A key factor in the success of the programme has been the availability of good facilities, the proximity of good swim clubs, an active junior road and mountain bike racing scene and numerous junior road and track clubs, races and meets.
As well as training once or twice a week with the triathlon programme juniors are encouraged to participate in local swim clubs and swim meets, bike racing and running clubs and races. Many believe that this initiative in the early years has had a big impact on the development of triathletes with the technique, confidence and overall physical development to compete internationally. Duffy competed for Bermuda as a swimmer and held a number of national national records, and was one of the island’s leading junior runners. She participated as a swimmer in the Youth Olympics. Butterfield was, for a time, a professional cyclist for Garmin Cervelo and was an outstanding junior runner. More recently Tyler Smith finished eleventh in the 2017 World Junior Triathlon Championships but has also in recent years medalled in the Caribbean Cycling Championships and competed for Bermuda as a swimmer and runner.
As juniors developed, and began more intensive training programmes teams, they left Bermuda’s shores to compete in national championships, with one of the first groups racing in the British Junior National Championships in 1999 where Jonathan Herring finished fourth despite crashing. Herring, along with Kris Hedges and Butterfield, was already competing at senior level, and
all three juniors were winning Bermuda national championships whilst still in their early teens.
By the start of the new millennium Butterfield and Duffy had emerged as the most talented of these juniors and both of them eventually moved abroad; Butterfield to school in Australia and Duffy to the UK at Kelly College, to work with former leading triathlete Robin Brew. Their determination paid dividends with Butterfield, despite tripping whilst in contention for a gold medal on the finish straight, taking bronze in 2002 at the Junior World Championships in Cancun, and Duffy taking silver in the 2006 Junior World Championships in Lausanne. Adam Smith, Hedges and Herring also represented Bermuda at Junior World Championships.
Since then a new generation of juniors have taken inspiration from Butterfield and Duffy. Tyler Smith, who in addition to his performance at the Junior World Championships, was last year a bronze medalist in the Central American and Caribbean Junior Triathlon Championships and finished third in the British Triathlon Championships.

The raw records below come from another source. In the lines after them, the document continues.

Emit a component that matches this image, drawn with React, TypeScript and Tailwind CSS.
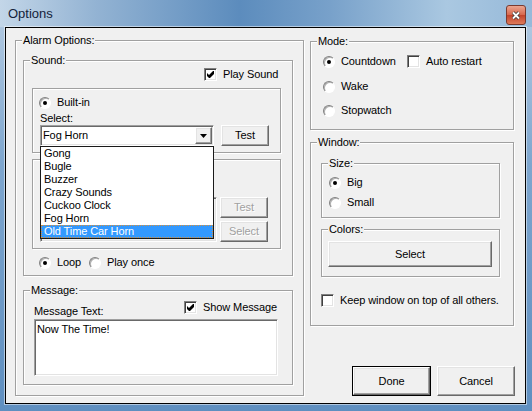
import React from "react";

// classic Win32 edge styles
const etched = "border border-[#a0a0a0] shadow-[inset_1px_1px_0_#fff,1px_1px_0_#fff]";
const raised =
  "border border-t-white border-l-white border-r-[#696969] border-b-[#696969] bg-[#f0f0f0] shadow-[inset_-1px_-1px_0_#a0a0a0,inset_1px_1px_0_#e3e3e3]";
const sunken =
  "border border-t-[#a0a0a0] border-l-[#a0a0a0] border-r-white border-b-white shadow-[inset_1px_1px_0_#696969,inset_-1px_-1px_0_#e3e3e3]";

const SOUNDS = ["Gong", "Bugle", "Buzzer", "Crazy Sounds", "Cuckoo Clock", "Fog Horn", "Old Time Car Horn"];

function Group({ label, className = "", children }: { label?: string; className?: string; children?: React.ReactNode }) {
  return (
    <div className={`relative shrink-0 ${etched} ${className}`}>
      {label && (
        <span className="absolute left-[6px] top-[-8px] bg-[#f0f0f0] px-[1px] leading-[14px]">{label}</span>
      )}
      {children}
    </div>
  );
}

function Radio({ checked = false }: { checked?: boolean }) {
  return (
    <span className="relative block h-[12px] w-[12px] shrink-0 rounded-full border border-[#808080] border-b-white border-r-white bg-white shadow-[inset_1px_1px_0_#b0b0b0]">
      {checked && <span className="absolute left-[3px] top-[3px] h-[4px] w-[4px] rounded-full bg-black" />}
    </span>
  );
}

function Check({ checked = false }: { checked?: boolean }) {
  return (
    <span className="flex h-[13px] w-[13px] shrink-0 items-center justify-center border border-[#808080] border-b-white border-r-white bg-white shadow-[inset_1px_1px_0_#404040,inset_-1px_-1px_0_#e3e3e3]">
      {checked && (
        <svg width="7" height="7" viewBox="0 0 7 7">
          <polygon points="0,2 2,4 6,0 7,0 7,3 3,7 2,7 0,5" fill="#000" />
        </svg>
      )}
    </span>
  );
}

function Btn({
  children,
  className = "",
  disabled = false,
}: {
  children: React.ReactNode;
  className?: string;
  disabled?: boolean;
}) {
  return (
    <div
      className={`flex shrink-0 items-center justify-center ${raised} ${className} ${
        disabled ? "text-[#a0a0a0] [text-shadow:1px_1px_0_#fff]" : ""
      }`}
    >
      {children}
    </div>
  );
}

function Option({ label, checked, radio }: { label: string; checked?: boolean; radio?: boolean }) {
  return (
    <div className="flex h-[13px] items-center gap-[6px]">
      {radio ? <Radio checked={checked} /> : <Check checked={checked} />}
      <span className="whitespace-nowrap">{label}</span>
    </div>
  );
}

export default function App() {
  return (
    <div className="h-[411px] w-[532px] overflow-hidden bg-[linear-gradient(180deg,#b7cde3,#7ea6ce_40%,#5f8fc0)] font-['Liberation_Sans',Arial,sans-serif] text-[11px] leading-[13px] tracking-[-0.1px] text-black">
      {/* title bar */}
      <div className="flex h-[27px] items-start bg-[linear-gradient(90deg,#c3d6e8,#93b3d3_18%,#5c8cbd_45%,#78a1ca_62%,#aac8e1_84%,#96b9d9)]">
        <span className="ml-[8px] mt-[6px] text-[13px] leading-[16px] tracking-normal text-[#14223a]">Options</span>
        <div className="ml-auto mr-[6px] mt-[5px] flex h-[20px] w-[20px] items-center justify-center rounded-[3px] border border-[#7a3b30] bg-[linear-gradient(180deg,#eba58f,#d8694f_48%,#c2432b_52%,#de7a5a)]">
          <svg width="10" height="9" viewBox="0 0 10 9">
            <path d="M2 1.5 L8 7.5 M8 1.5 L2 7.5" stroke="#3b3b3b" strokeWidth="3.4" />
            <path d="M2 1.5 L8 7.5 M8 1.5 L2 7.5" stroke="#fff" strokeWidth="1.8" />
          </svg>
        </div>
      </div>

      {/* client area */}
      <div className="ml-[5px] flex h-[377px] w-[521px] border border-black bg-[#f0f0f0] shadow-[0_0_0_1px_rgba(255,255,255,0.5)]">
        {/* left column */}
        <div className="ml-[9px] mt-[12px] w-[289px] shrink-0">
          <Group label="Alarm Options:" className="h-[356px] w-[289px]">
            <Group label="Sound:" className="ml-[7px] mt-[19px] h-[216px] w-[270px]">
              <div className="ml-[180px] mt-[7px]">
                <Option label="Play Sound" checked />
              </div>

              {/* built-in */}
              <Group className="ml-[8px] mt-[7px] h-[65px] w-[249px]">
                <div className="ml-[6px] mt-[7px]">
                  <Option label="Built-in" radio checked />
                </div>
                <div className="ml-[7px] mt-[3px] h-[13px]">Select:</div>
                <div className="ml-[7px] flex">
                  <div className={`flex h-[21px] w-[174px] items-center bg-white ${sunken}`}>
                    <span className="flex-1 pl-[2px]">Fog Horn</span>
                    <div className={`mr-[1px] flex h-[17px] w-[17px] items-center justify-center ${raised}`}>
                      <svg width="7" height="4" viewBox="0 0 7 4">
                        <polygon points="0,0 7,0 3.5,4" fill="#000" />
                      </svg>
                    </div>
                  </div>
                  <Btn className="ml-[7px] h-[21px] w-[48px]">Test</Btn>
                </div>

                {/* open dropdown list */}
                <div className="absolute left-[7px] top-[57px] z-10 w-[174px] border border-[#1a1a1a] bg-white">
                  {SOUNDS.map((s, i) =>
                    i === SOUNDS.length - 1 ? (
                      <div
                        key={s}
                        className="h-[13px] border border-dotted border-[#d8903a] bg-[#3399ff] pl-[2px] leading-[11px] text-white"
                      >
                        {s}
                      </div>
                    ) : (
                      <div key={s} className="h-[13px] pl-[3px] leading-[13px]">
                        {s}
                      </div>
                    )
                  )}
                </div>
              </Group>

              {/* custom file box (mostly hidden by the list) */}
              <Group className="ml-[8px] mt-[6px] h-[90px] w-[249px]">
                <div className="mt-[37px] flex">
                  <div className={`ml-[7px] h-[45px] w-[177px] bg-[#f0f0f0] ${sunken}`} />
                  <div className="ml-[3px] flex flex-col gap-[3px]">
                    <Btn disabled className="h-[21px] w-[48px]">
                      Test
                    </Btn>
                    <Btn disabled className="h-[21px] w-[48px]">
                      Select
                    </Btn>
                  </div>
                </div>
              </Group>

              <div className="ml-[15px] mt-[7px] flex">
                <div className="w-[50px]">
                  <Option label="Loop" radio checked />
                </div>
                <Option label="Play once" radio />
              </div>
            </Group>

            <Group label="Message:" className="ml-[7px] mt-[14px] h-[95px] w-[270px]">
              <div className="mt-[10px] flex">
                <div className="w-[160px] pl-[10px] pt-[4px]">Message Text:</div>
                <Option label="Show Message" checked />
              </div>
              <div className={`ml-[10px] mt-[1px] h-[57px] w-[244px] bg-white pl-[2px] pt-[3px] ${sunken}`}>
                Now The Time!
              </div>
            </Group>
          </Group>
        </div>

        {/* right column */}
        <div className="ml-[6px] mt-[13px] w-[205px] shrink-0">
          <Group label="Mode:" className="h-[89px] w-[204px]">
            <div className="ml-[12px] mt-[13px] flex">
              <div className="w-[84px]">
                <Option label="Countdown" radio checked />
              </div>
              <Option label="Auto restart" />
            </div>
            <div className="ml-[12px] mt-[12px]">
              <Option label="Wake" radio />
            </div>
            <div className="ml-[12px] mt-[11px]">
              <Option label="Stopwatch" radio />
            </div>
          </Group>

          <Group label="Window:" className="mt-[12px] h-[184px] w-[204px]">
            <Group label="Size:" className="ml-[10px] mt-[20px] h-[55px] w-[179px]">
              <div className="ml-[7px] mt-[12px]">
                <Option label="Big" radio checked />
              </div>
              <div className="ml-[7px] mt-[7px]">
                <Option label="Small" radio />
              </div>
            </Group>
            <Group label="Colors:" className="ml-[10px] mt-[11px] h-[48px] w-[179px]">
              <Btn className="ml-[6px] mt-[11px] h-[26px] w-[164px]">Select</Btn>
            </Group>
            <div className="ml-[10px] mt-[17px]">
              <Option label="Keep window on top of all others." />
            </div>
          </Group>

          <div className="mt-[40px] flex">
            <div className="ml-[42px] h-[30px] w-[79px] border border-black">
              <Btn className="h-full w-full">Done</Btn>
            </div>
            <Btn className="ml-[6px] h-[30px] w-[78px]">Cancel</Btn>
          </div>
        </div>
      </div>
    </div>
  );
}
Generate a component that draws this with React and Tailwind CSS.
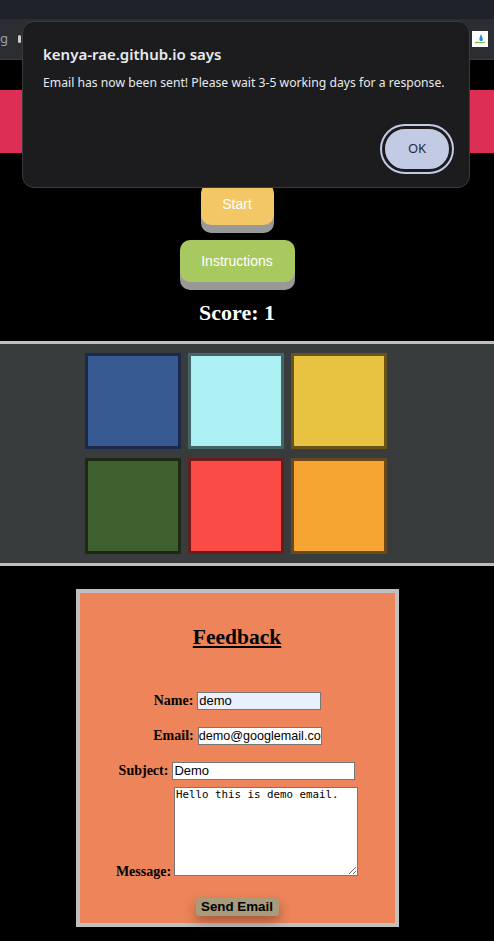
import React from 'react'

const squares = [
  { bg: 'bg-[#365a91]', border: 'border-[#1b2a4a]' },
  { bg: 'bg-[#adf0f4]', border: 'border-[#436464]' },
  { bg: 'bg-[#e8c341]', border: 'border-[#6a5418]' },
  { bg: 'bg-[#3e5f2e]', border: 'border-[#1c2a14]' },
  { bg: 'bg-[#fa4b45]', border: 'border-[#6a1c1a]' },
  { bg: 'bg-[#f7a532]', border: 'border-[#6a4a1a]' },
]

function AlertDialog() {
  return (
    <div className="absolute left-[22px] top-[21px] w-[448px] h-[167px] rounded-[12px] bg-[#1c1c1e] border border-[#3b3b3e] px-[20px] pt-[21px] font-['Noto_Sans',sans-serif]">
      <div className="text-[15px] font-semibold text-[#e8eaed] leading-[22px]">kenya-rae.github.io says</div>
      <div className="mt-[9px] text-[12.2px] text-[#e8eaed] leading-[18px] whitespace-nowrap">
        Email has now been sent! Please wait 3-5 working days for a response.
      </div>
      <div className="flex justify-end mt-[34px]">
        <button className="w-[70px] h-[46px] rounded-full bg-[#c2cbe3] border-[3px] border-[#1c1c1e] outline-[2px] outline outline-[#c2cbe3] text-[13px] text-[#1f2a44] mr-[-3px]">
          OK
        </button>
      </div>
    </div>
  )
}

function Chrome() {
  return (
    <div>
      <div className="h-[19px] bg-[#202229]" />
      <div className="h-[41px] bg-[#2b2d33] border-b border-[#3a3c42] flex items-center justify-between pl-0 pr-[6px]">
        <div className="flex items-center gap-[10px] text-[13px] text-[#9aa0a6] font-['Noto_Sans',sans-serif]">
          <span>g</span>
          <span className="w-[3px] h-[8px] bg-[#ccc] rounded-sm" />
        </div>
        <div className="w-[16px] h-[16px] bg-white flex items-center justify-center">
          <svg width="12" height="12" viewBox="0 0 12 12">
            <path d="M7 1 C6 4 5 5 5.5 7 C6 8.5 8.5 8.5 8.8 7 C9 5 8 4 7 1Z" fill="#1e88e5" />
            <path d="M1 10 C4 8 6 11 11 9" stroke="#7cb342" strokeWidth="1.2" fill="none" />
          </svg>
        </div>
      </div>
    </div>
  )
}

export default function App() {
  return (
    <div className="relative w-[494px] h-[941px] bg-black overflow-hidden">
      <Chrome />

      <div className="w-[474px]">
        <div className="h-[30px]" />
        <div className="h-[63px] bg-[#dd2e55] w-[494px]" />

        <div className="flex flex-col items-center pt-[30px]">
          <button className="w-[73px] h-[42px] rounded-[10px] bg-[#f3c766] shadow-[0_8px_0_#999999] text-white text-[14px] font-['Liberation_Sans',sans-serif]">
            Start
          </button>
          <button className="mt-[15px] w-[115px] h-[42px] rounded-[10px] bg-[#a8c95f] shadow-[0_8px_0_#999999] text-white text-[14px] font-['Liberation_Sans',sans-serif]">
            Instructions
          </button>
          <h2 className="mt-[18px] text-white font-bold text-[22px] leading-[26px] font-['Liberation_Serif',serif]">Score: 1</h2>
        </div>
      </div>

      <div className="mt-[15px] border-y-[3px] border-[#c0c0c0] bg-[#383c3d] h-[225px]">
        <div className="w-[474px] flex justify-center pt-[9px]">
          <div className="grid grid-cols-3 gap-x-[7px] gap-y-[9px] ml-[-2px]">
            {squares.map((s, i) => (
              <div key={i} className={`w-[96px] h-[96px] border-[3px] ${s.bg} ${s.border}`} />
            ))}
          </div>
        </div>
      </div>

      <div className="w-[474px] flex justify-center pt-[23px]">
        <div className="w-[323px] h-[338px] border-[4px] border-[#c0c0c0] bg-[#ee845a] font-['Liberation_Serif',serif] text-black">
          <h1 className="mt-[31px] text-center text-[21.5px] font-bold underline leading-[26px]">Feedback</h1>

          <div className="mt-[42px] h-[18px] flex items-center justify-center gap-[4px] text-[14px] leading-[18px] font-bold">
            <span className="ml-[1px]">Name:</span>
            <input readOnly value="demo" className="w-[124px] h-[18px] bg-[#e8f0fe] border border-[#767676] px-[1px] text-[13px] font-['Liberation_Sans',sans-serif] font-normal" />
          </div>
          <div className="mt-[17px] h-[18px] flex items-center justify-center gap-[4px] text-[14px] leading-[18px] font-bold">
            <span className="ml-[1px]">Email:</span>
            <input readOnly value="demo@googlemail.com" className="w-[124px] h-[18px] bg-white border border-[#767676] px-0 text-[12.6px] font-['Liberation_Sans',sans-serif] font-normal" />
          </div>
          <div className="mt-[17px] h-[18px] flex items-center justify-center gap-[4px] text-[14px] leading-[18px] font-bold">
            <span>Subject:</span>
            <input readOnly value="Demo" className="w-[183px] h-[18px] bg-white border border-[#767676] px-[1px] text-[13px] font-['Liberation_Sans',sans-serif] font-normal" />
          </div>
          <div className="mt-[7px] flex items-end justify-center gap-[3px] text-[14px] font-bold">
            <span className="leading-[16px] mb-[-4px]">Message:</span>
            <textarea readOnly value="Hello this is demo email." className="w-[184px] h-[89px] bg-white border border-[#767676] px-[1px] py-0 text-[10.8px] leading-[14px] font-['DejaVu_Sans_Mono',monospace] font-normal resize-y block" />
          </div>
          <div className="mt-[22px] flex justify-center">
            <button className="w-[83px] h-[18px] rounded-[3px] bg-[#a89a7a] text-[13.33px] leading-[18px] font-bold font-['Liberation_Sans',sans-serif] shadow-[0_6px_12px_rgba(80,40,20,0.45)]">
              Send Email
            </button>
          </div>
        </div>
      </div>

      <AlertDialog />
    </div>
  )
}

He is now enrolled in Leeds University which has a leading elite triathlon programme. Erica Hawley took silver in the 2016 and 2017 Central American and Caribbean Championships and as a freshman last year at Boulder University won the US Collegiate Triathlon Championships. More recently Matthew Oliveira and Khamari Greaves have also represented Bermuda at the junior worlds.
Other young triathletes to watch include Nick Pilgrim and Caleb Ingham, who have been racing in North America, in particular in the competitive USA FI 13-15 Youth Series, with Pilgrim having achieved a podium this year and Ingham also in contention. Lyndsay Palmer has also emerged as a very good prospect and is competing as a junior elite on the US circuit for the second year, while Jessie Marshall is showing promise in the junior elite ranks.
There is also a host of younger juniors making a name from themselves including Tristan Narraway who placed 3rd at US Nationals in 2014. Blake Oliveira who won silver in 2015 and 2016 in Canadian Nationals and Jasmin Hasselkus, who took silver at these championships in 2016, are two younger triathletes showing huge promise.
Above all the junior initiative has brought the enjoyment of triathlon to many juniors but it has also allowed many of them, and a new generation of very talented juniors coming through the ranks, to showcase their talents on a world stage.